4. Common Tax Compliance Mistakes SMEs Make

  1. Failing to register for the right tax obligations.
  2. Late filing of returns, even when no income is earned.
  3. Underreporting income to reduce liability.
  4. Failure to remit PAYE, VAT, or withholding tax.
  5. Claiming ineligible expenses or missing receipts.
  6. Not updating tax obligations when the business grows.

Solution:
Always file nil returns if no activity occurs. Update your business profile regularly to match turnover growth and new obligations.


5. Tax Penalties and Consequences

KRA imposes strict penalties for non-compliance:

  • Late Income Tax Return Filing: Minimum KSh 20,000 or 5% of tax due.
  • Late VAT Return Filing: KSh 10,000 or 5% of tax due, whichever is higher.
  • PAYE Penalty: 25% of the tax due, plus 1% interest per month.
  • Failure to File Returns: Can result in blacklisting, restrictions on government tenders, and debt collection.

Why It Matters:
Penalties and interest can quickly wipe out profits, especially for small businesses.

Solution:
Maintain a tax compliance calendar with reminders for all filing deadlines.


6. Record Keeping for Tax Compliance

KRA requires SMEs to maintain accurate financial records for at least seven years.

These include:

  • Sales invoices and receipts.
  • Purchase invoices and expenses.
  • Payroll records (salaries, PAYE, NHIF, NSSF).
  • Bank and M-Pesa statements.
  • Asset registers.

Solution:
Adopt a digital record-keeping system.

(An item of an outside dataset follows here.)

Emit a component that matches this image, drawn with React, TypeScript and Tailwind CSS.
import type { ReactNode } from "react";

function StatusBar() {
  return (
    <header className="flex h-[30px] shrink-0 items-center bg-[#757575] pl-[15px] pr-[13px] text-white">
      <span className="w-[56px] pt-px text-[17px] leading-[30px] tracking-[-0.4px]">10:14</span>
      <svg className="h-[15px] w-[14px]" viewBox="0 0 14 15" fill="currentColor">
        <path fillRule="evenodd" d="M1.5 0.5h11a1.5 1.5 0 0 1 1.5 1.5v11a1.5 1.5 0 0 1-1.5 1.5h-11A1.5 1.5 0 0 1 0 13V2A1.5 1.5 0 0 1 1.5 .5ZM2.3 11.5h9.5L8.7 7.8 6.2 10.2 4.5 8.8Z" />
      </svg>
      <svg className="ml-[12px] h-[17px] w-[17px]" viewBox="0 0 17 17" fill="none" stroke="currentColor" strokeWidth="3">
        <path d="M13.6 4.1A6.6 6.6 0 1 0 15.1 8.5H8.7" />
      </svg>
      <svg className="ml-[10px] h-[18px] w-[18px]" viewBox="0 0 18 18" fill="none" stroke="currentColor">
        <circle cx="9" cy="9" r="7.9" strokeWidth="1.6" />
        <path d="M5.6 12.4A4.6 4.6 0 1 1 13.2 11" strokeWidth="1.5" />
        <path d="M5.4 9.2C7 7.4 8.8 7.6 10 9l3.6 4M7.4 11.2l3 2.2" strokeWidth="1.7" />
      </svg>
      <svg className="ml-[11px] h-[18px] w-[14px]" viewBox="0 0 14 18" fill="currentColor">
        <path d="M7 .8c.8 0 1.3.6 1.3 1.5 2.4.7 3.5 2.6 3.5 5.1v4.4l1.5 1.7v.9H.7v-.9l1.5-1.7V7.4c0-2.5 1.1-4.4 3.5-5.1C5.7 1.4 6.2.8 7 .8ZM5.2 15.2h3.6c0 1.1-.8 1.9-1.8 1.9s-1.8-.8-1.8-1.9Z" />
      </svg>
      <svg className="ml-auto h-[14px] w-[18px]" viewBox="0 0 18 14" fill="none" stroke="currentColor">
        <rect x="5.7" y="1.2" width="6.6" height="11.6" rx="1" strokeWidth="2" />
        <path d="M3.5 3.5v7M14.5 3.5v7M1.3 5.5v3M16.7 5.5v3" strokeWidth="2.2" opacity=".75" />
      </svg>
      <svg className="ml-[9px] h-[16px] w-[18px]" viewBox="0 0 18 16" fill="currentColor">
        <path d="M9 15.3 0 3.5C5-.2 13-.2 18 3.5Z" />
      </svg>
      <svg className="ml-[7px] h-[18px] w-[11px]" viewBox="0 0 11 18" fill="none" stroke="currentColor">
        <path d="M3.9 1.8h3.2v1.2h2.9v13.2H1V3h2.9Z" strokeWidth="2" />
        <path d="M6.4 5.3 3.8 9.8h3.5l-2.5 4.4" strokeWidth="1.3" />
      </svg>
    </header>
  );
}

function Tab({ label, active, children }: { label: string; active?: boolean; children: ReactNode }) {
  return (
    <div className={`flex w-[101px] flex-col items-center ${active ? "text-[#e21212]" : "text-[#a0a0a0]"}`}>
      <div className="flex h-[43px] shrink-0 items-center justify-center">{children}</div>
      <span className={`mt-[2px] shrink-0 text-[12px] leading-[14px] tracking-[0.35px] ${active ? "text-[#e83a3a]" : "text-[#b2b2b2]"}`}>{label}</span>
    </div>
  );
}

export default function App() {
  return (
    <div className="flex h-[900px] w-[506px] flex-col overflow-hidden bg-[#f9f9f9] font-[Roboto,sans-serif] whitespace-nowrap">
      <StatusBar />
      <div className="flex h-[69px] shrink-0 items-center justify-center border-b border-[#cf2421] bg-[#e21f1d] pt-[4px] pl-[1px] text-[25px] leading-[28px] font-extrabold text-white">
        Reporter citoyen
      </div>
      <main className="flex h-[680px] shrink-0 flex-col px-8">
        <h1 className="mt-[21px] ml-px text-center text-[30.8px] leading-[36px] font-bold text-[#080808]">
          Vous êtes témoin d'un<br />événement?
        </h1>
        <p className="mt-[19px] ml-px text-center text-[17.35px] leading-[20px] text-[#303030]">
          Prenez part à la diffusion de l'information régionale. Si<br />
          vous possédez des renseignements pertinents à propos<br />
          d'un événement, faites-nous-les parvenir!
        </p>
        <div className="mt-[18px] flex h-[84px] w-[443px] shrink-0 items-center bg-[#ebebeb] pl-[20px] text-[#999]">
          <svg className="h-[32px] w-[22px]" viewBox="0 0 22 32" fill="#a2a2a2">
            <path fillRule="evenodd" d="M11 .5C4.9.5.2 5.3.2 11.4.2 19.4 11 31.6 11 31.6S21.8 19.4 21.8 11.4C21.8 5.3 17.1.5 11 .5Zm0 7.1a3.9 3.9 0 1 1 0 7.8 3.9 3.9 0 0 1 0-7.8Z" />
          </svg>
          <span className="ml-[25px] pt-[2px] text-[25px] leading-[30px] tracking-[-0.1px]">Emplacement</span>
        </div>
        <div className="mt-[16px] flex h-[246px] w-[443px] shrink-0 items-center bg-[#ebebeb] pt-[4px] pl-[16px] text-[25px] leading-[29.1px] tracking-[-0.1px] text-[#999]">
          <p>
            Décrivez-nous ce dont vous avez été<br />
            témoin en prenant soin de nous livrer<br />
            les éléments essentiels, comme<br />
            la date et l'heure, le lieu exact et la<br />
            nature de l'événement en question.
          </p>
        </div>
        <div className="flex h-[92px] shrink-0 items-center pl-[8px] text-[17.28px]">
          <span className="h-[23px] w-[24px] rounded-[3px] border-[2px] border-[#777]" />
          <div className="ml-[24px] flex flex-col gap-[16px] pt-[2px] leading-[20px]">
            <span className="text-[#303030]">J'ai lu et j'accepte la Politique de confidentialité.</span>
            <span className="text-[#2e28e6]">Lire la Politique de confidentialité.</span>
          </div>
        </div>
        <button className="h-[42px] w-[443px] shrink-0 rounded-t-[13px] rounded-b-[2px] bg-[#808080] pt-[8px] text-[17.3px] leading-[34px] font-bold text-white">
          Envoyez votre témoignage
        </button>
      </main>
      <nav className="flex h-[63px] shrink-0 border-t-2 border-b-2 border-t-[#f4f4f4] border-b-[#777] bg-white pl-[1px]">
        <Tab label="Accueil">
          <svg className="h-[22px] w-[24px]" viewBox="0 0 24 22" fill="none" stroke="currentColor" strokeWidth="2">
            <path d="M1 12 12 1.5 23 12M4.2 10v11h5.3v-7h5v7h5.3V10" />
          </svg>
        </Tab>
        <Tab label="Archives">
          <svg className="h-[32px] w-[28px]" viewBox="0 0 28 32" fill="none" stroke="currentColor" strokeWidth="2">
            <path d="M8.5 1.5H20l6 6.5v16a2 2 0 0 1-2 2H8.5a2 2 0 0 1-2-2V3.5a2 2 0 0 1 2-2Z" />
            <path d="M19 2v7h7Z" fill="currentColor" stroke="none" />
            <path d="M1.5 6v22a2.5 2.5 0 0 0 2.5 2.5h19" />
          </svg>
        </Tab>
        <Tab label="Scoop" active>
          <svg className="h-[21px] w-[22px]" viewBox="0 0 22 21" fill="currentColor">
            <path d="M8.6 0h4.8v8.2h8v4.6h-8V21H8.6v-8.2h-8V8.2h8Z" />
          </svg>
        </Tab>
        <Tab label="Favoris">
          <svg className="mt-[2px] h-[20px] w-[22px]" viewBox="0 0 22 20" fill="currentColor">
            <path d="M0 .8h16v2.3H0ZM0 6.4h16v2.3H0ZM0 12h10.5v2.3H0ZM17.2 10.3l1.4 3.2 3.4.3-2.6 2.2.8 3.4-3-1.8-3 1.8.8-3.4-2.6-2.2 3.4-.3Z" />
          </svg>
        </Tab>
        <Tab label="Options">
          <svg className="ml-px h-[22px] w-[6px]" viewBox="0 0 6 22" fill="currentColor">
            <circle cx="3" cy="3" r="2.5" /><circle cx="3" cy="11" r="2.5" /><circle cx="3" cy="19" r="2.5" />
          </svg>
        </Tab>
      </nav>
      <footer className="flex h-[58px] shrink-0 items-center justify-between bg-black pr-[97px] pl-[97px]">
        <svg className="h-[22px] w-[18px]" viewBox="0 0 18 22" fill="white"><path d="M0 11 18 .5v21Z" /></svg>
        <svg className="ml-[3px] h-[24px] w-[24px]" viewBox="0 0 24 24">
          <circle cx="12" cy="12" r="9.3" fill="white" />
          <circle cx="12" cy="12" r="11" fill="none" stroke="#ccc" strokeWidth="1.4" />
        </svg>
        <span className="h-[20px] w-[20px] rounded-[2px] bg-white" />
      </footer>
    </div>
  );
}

Scan and store receipts, contracts, and invoices for easy retrieval during audits.


7. Benefits of Tax Compliance for SMEs

  1. Avoiding penalties and interest that erode profits.
  2. Eligibility for government tenders and procurement opportunities.
  3. Better access to credit—banks and SACCOs require tax compliance certificates.
  4. Reputation and trust among customers, partners, and investors.
  5. Long-term sustainability by building a culture of transparency.

8. Tax Compliance Strategies for SMEs

  • Hire a tax consultant or outsource compliance to an accounting firm.
  • Automate payroll and VAT calculations using software like Zoho Books or QuickBooks.
  • Schedule quarterly tax reviews to identify and fix issues early.
  • Register for eTIMS (electronic tax invoice management system) if VAT-registered.
  • Apply for a Tax Compliance Certificate (TCC) annually to prove good standing.

9. Case Study: Nairobi-Based IT Firm

A growing IT firm in Nairobi ignored VAT obligations despite crossing the KSh 5 million threshold. After a KRA audit, it was fined KSh 500,000 in penalties and interest. The firm then hired a tax consultant, automated VAT invoicing with eTIMS, and now files returns monthly on iTax. As a result:

  • No more penalties.
  • The firm secured a lucrative government ICT tender worth KSh 8 million.

10. Roadmap for SMEs to Achieve Tax Compliance

  1. Register for all relevant tax obligations.
  2. Keep accurate daily records of sales, expenses, and payroll.
  3. File all returns (including nil returns) before deadlines.
  4. Pay taxes on time to avoid penalties.
  5. Automate with digital tools for accuracy.
  6. Consult professionals for complex tax issues.
  7. Apply for a Tax Compliance Certificate annually.
  8. Conduct internal audits to check compliance gaps.

Conclusion

KRA tax compliance is one of the most critical responsibilities for SMEs in Kenya. While it may appear complex, non-compliance is far more costly. By understanding tax obligations, maintaining proper records, using digital tools, and seeking professional help, SMEs can avoid penalties, build credibility, and unlock opportunities such as government contracts and bank financing.

Tax compliance is not just about avoiding fines—it is a strategic advantage for growth and sustainability in Kenya’s competitive business environment.


FAQs

1. What taxes are SMEs in Kenya required to pay?
SMEs may be subject to turnover tax, VAT, corporate tax, PAYE, and withholding tax depending on size and business type.

2. How do I know if my business should register for VAT?
If your annual turnover exceeds KSh 5 million, you must register for VAT with KRA.

3. What happens if I don’t file a return when I have no income?
You must file a nil return. Failure to do so attracts penalties.

4. How can SMEs avoid KRA penalties?
By filing returns on time, paying taxes promptly, and keeping accurate records.

5. What is a Tax Compliance Certificate (TCC)?
A document issued by KRA confirming that a business has met all tax obligations. It is often required for tenders and bank loans.

6. Can I do my own tax compliance or should I hire a consultant?
Small businesses can use iTax themselves, but hiring a consultant reduces errors and saves time.

7. How long must SMEs keep financial records?
KRA requires businesses to keep financial records for at least seven years.8. What is eTIMS and why is it important?
eTIMS (Electronic Tax Invoice Management System) is required for VAT compliance. It ensures all VAT invoices are valid and reportable to KRA.